The once quiet neighbourhoods like Butangwa, Booma, Kasusu, Mugoma, Kyabikokoni, and Kagote in the central division have become bustling centres following increased real estate developments. Landlords have also been able to cash in too.

For example, several residential houses have been erected around Kagote, owing to its proximity to Mountains of Moon University, the army’s Mountain Division headquarters, Katojo prison, and nearby Saaka Airfield in Kichwamba Sub-county.

These developments, coupled with the mushrooming of hotels and hostels have caused land prices in the area to shoot up. However, road accessibility is still a challenge during the rainy season.

A 50x100ft plot of land in Kagote ranges from Shs50 million to Shs100m. Land further from Kagote-Ssaka road may be more affordable, typically ranging from Shs20 million to Shs50m.

“Those of us who have been here for more than 20 years couldn’t have imagined that this place would develop; it was once notorious for criminal activities. But now, purchasing a 50x100 plot of land is a costly endeavour, with numerous investors vying for available land. Those with financial means are seizing the opportunity,” Ms Agnes Katusiime, a Kagote resident, says.

Mr John Byamugisha, another resident, predicts that a plot of land that currently costs Shs50m will have more than doubled in the next 10 years.

The North Division has areas like Rubingo, Kiguma, Kitumba, Ibonde, Karambi, Gweri, and Butebe, presenting investment opportunities in real estate development.

Rwengoma and Kahungabunyoyi areas on the Fort Portal-Bundibugyo road in Central Division offer undeveloped and developed plots of land, making them attractive for residential and commercial businesses.

“Seven years ago, rent for a business room would cost Shs50,000 to Shs70,000 a month, but the same room now costs between Shs100,000 and Shs150,000,” Mr James Kugonza, a business owner in Rwengoma, says.

The surge in demand for rental spaces has also been felt in the city.  Rental prices on major streets such as Balya, Ruhandiika, Malibo, Kyembabe Road, and Rukiidi which were previously at Shs500,000 per room, have more than doubled.

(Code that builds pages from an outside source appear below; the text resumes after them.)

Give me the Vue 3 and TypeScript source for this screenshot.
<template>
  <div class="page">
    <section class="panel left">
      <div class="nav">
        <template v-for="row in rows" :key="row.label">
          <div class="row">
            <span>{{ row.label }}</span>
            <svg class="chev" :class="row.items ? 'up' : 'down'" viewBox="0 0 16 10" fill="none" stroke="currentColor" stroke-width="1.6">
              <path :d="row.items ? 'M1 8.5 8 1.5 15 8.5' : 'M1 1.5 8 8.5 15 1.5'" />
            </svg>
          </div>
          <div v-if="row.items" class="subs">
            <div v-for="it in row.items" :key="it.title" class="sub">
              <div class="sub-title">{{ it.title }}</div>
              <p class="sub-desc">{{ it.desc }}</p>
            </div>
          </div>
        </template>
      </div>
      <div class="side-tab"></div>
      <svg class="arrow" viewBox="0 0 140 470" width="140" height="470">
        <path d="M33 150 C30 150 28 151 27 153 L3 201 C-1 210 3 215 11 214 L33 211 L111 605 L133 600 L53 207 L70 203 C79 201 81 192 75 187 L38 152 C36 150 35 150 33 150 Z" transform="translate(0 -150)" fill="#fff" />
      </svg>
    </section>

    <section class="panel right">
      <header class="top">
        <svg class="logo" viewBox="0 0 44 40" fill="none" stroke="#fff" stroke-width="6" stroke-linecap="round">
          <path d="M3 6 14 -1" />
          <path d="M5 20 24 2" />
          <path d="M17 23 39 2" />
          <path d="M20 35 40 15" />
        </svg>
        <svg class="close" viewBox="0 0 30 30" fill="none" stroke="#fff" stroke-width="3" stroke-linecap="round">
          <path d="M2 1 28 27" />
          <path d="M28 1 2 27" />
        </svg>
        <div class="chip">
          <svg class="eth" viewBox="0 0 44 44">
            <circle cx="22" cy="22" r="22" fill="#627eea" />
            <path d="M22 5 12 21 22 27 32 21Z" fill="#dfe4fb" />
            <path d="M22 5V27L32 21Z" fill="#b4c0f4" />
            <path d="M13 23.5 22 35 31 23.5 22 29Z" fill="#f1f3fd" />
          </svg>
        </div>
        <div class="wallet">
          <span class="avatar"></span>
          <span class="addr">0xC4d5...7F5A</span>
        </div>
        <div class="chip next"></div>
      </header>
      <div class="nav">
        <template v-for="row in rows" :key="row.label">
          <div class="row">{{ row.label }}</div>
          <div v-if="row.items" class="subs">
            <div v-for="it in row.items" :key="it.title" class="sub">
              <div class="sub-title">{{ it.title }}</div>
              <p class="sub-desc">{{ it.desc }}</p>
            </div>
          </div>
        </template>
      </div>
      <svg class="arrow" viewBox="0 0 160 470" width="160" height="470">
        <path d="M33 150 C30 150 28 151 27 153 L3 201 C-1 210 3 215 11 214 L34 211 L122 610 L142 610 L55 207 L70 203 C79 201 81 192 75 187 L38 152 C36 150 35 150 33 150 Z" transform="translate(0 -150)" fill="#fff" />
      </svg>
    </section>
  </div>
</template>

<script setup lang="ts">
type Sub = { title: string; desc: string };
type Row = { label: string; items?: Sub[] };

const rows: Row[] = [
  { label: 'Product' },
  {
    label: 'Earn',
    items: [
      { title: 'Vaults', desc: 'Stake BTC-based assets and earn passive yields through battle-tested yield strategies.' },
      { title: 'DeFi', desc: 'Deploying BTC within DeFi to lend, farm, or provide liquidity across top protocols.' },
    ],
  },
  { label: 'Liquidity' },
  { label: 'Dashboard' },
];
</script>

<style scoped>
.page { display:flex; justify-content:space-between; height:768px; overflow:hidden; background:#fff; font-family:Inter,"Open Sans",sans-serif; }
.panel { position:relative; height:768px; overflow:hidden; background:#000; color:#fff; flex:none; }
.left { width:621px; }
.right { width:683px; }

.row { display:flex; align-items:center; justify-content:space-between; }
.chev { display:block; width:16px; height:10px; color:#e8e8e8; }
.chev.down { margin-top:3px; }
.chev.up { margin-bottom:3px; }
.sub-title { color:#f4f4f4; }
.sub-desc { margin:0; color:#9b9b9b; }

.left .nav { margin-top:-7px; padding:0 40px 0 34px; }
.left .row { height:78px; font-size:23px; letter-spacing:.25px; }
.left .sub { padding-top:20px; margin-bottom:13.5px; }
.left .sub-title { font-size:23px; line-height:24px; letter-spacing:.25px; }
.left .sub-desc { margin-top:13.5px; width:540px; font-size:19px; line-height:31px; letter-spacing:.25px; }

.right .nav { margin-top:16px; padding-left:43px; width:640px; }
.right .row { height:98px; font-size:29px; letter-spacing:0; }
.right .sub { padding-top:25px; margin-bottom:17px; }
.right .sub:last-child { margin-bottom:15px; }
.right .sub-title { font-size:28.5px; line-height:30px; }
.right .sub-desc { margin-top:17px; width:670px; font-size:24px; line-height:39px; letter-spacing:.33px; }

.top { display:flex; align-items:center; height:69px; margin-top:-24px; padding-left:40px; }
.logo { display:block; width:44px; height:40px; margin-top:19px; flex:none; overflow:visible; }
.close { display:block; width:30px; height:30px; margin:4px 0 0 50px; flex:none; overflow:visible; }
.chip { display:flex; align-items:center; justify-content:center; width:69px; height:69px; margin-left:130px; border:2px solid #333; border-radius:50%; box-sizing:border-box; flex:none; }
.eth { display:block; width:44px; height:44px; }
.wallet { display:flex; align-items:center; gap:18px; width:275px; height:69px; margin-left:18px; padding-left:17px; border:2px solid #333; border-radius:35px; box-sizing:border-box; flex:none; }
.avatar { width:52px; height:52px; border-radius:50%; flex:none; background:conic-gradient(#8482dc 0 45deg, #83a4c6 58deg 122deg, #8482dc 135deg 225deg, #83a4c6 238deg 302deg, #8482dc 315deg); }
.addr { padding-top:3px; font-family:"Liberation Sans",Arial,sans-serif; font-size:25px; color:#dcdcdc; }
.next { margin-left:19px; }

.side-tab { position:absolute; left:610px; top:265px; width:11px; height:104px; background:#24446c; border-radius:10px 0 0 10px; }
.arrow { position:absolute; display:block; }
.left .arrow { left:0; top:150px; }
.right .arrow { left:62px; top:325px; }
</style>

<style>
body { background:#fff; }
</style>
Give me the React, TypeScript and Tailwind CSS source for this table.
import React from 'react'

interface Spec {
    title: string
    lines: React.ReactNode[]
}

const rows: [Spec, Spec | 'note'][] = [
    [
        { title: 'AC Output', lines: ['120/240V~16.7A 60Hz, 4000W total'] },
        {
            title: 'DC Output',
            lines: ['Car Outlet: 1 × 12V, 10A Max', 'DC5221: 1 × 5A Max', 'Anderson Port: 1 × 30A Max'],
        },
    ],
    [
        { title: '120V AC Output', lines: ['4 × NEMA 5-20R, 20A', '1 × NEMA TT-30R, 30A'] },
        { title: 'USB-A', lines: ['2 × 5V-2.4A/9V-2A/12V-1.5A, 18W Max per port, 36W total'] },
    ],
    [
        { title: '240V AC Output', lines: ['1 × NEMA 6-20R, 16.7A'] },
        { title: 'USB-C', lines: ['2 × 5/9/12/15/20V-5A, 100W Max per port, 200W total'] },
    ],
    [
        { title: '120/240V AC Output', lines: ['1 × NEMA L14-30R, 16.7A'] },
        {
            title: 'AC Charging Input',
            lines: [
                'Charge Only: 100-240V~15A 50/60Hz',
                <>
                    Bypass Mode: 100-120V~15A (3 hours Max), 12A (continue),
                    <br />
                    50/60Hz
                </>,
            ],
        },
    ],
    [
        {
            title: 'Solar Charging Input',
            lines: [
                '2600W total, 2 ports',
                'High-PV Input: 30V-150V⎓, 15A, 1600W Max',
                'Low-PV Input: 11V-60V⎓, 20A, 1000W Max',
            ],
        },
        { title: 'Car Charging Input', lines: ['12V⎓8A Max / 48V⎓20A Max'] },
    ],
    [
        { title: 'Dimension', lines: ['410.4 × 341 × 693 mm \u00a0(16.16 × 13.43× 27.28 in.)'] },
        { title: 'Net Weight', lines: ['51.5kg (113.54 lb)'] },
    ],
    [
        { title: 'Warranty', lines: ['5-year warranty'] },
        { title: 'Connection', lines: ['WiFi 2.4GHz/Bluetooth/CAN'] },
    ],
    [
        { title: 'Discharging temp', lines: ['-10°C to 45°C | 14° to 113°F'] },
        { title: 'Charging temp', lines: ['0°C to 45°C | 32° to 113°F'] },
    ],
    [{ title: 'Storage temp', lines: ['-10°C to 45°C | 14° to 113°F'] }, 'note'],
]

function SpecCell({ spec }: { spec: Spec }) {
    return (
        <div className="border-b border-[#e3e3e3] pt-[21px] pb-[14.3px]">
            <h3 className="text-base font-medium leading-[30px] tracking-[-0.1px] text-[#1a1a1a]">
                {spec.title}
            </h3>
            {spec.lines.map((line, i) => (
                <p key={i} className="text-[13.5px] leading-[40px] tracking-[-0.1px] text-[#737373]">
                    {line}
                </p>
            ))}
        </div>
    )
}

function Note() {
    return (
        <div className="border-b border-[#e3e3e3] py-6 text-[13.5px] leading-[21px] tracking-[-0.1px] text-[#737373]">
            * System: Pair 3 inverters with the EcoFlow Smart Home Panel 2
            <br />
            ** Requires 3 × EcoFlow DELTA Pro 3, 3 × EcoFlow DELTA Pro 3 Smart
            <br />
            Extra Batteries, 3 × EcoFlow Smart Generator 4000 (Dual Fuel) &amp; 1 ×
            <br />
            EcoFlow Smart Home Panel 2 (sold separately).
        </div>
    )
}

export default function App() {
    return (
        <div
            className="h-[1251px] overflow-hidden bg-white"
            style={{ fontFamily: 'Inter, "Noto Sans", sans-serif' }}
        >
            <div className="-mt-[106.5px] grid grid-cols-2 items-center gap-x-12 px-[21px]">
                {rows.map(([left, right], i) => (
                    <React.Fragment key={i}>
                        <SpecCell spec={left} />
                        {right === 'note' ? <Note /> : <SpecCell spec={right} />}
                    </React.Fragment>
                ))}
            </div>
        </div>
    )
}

Mr Alex Ainomugisha, a city resident, says some investors are buying undeveloped plots and properties with buildings to either renovate or construct new structures.

According to Mr Ainomugisha, a  50x100ft plot of land in the city centre ranges from Shs200 million to Shs500m depending on location but the same plots can also cost between 500m and Shs1 billion.

He attributes the high prices to shortage of rental spaces for businesses.

Small-scale investors have opted to develop their residential properties for short-term tourist rentals.

Beyond the city, Kabarole District, home to several picturesque crater lakes, has also witnessed infrastructure growth with cottage hotels and other accommodation facilities springing up.